İlgili hüküm uyarınca, mahkemece verilmiş bir ayrılık kararı varsa garanti sözleşmesinde eşin rızası aranmayacaktır. Hükmün amacı ailenin ekonomik bütünlüğünü, gelecekte doğması muhtemel bir tehlikeye karşı korumaktır. Mahkemece ayrılık kararı verilmesi durumunda ailenin ekonomik bütünlüğü bozulmuş olacağından, hükmün uygulama amacı da ortadan kalkmaktadır.
584’ün ticari hayatta yarattığı sıkıntıları gidermek amacıyla, TBK’ya tacirler ve esnaflar açısından, 2013 yılında eklenen hükümle, garanti sözleşmeleri bakımından eşin rızasının aranmasına istisna getirilmiştir.
Saf garanti sözleşmeleri için ise TBK m. 603 uygulama alanı bulmadığından, kıyas yoluyla teminat amaçlı garanti sözleşmelerine de uygulanan eşin rızasının alınmış olması kuralı, bu sözleşmeler için söz konusu değildir.
4. Ehliyet Şartı
Tüm sözleşmeler için aranan genel ehliyet şartı garanti sözleşmeleri için de geçerlidir.
Garanti sözleşmesi genellikle tek tarafa borç yükleyen bir sözleşme olduğu için sözleşmenin geçerliliği için özellikle garanti verenin ehliyeti önem taşımaktadır.
Garanti Sözleşmesi akdedebilmek için kişi tam fiil ehliyetine sahip olmalıdır.
Sınırlı ehliyetsizler bakımından ise bir sınırlama söz konusudur:
TMK m. 449’da düzenlenen vesayette yasak işlemler başlıklı maddede, “vesayet altındaki kişi adına kefil olmak, vakıf kurmak ve önemli bağışlarda bulunmanın yasak olduğu” belirtilmiştir.
Bu işlemleri sınırlı ehliyetsizin vasisi de yapamayacaktır. Bu nedenle vesayet altındaki küçük ve kısıtlıların ve bunların veli ya da vasilerinin kefil olması mümkün değildir.
Bir görüşe göre, kefil olma hususundaki sınırlı ehliyetsizler bakımından getirilen bu kısıtlamanın TBK m. 603 atfıyla Garanti Sözleşmesi bakımından da uygulanması gerekmektedir.

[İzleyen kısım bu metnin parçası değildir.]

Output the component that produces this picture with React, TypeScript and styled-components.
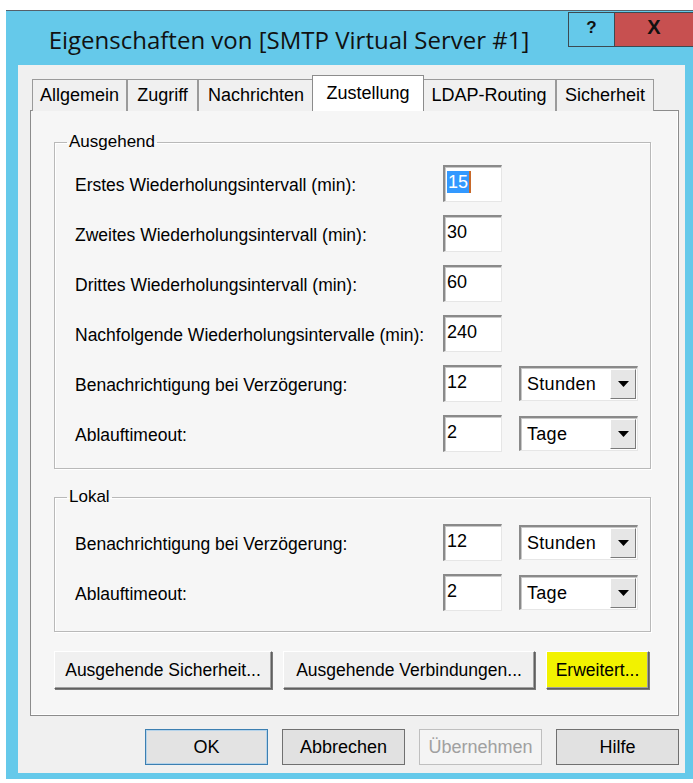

Garanti Sözleşmeleri, asli ve bağımsız nitelikte bir sözleşmedir. Sözleşmenin geçerliliği asıl sözleşmeye bağlı değildir. Bu nedenle de Kefalet Sözleşmesine göre daha ağır yükümlülükler içeren Garanti Sözleşmesinin de sınırlı ehliyetsizler bakımından yasak işlemlerden olması gerekir.
Diğer bir görüşe göre ise, garanti verenin sınırlı ehliyetsiz olması durumunda garanti sözleşmesi askıda olacaktır. Yasal temsilcinin işleme icazet vermesi durumunda işlem hüküm ve sonuçlarını doğurmaya başlayacak; icazet vermemesi durumunda ise işlem baştan itibaren kesin hükümsüz olacaktır. Yine bu görüşe göre, TMK m. 449’da sınırlı ehliyetsizin yasal danışmanının izniyle dahi yapamayacağı yasak işlemler tahdidi olarak sayılmıştır ve Garanti sözleşmesi bu işlemler arasında sayılmadığından garanti veren sınırlı ehliyetsiz ise yasal danışmanın izni ile geçerli bir şekilde garanti sözleşmesi kurabilecektir.
Garanti alan taraf açısından ise, kural olarak, temyiz kudretine sahip olmak yeterlidir. Garanti sözleşmesinin tam iki tarafa borç yükleyen bir sözleşme şeklinde kurulduğu durumlar haricinde, garanti alan sınırlı ehliyetsiz olsa dahi bu işlem geçerli olarak yapılabilecektir. Aksi takdirde sözleşme tam iki tara-fa borç yüklüyorsa garanti alanın tam ehliyetli olması ya da sınırlı ehliyetsiz ise yasal temsilcisinin izni gerekecektir.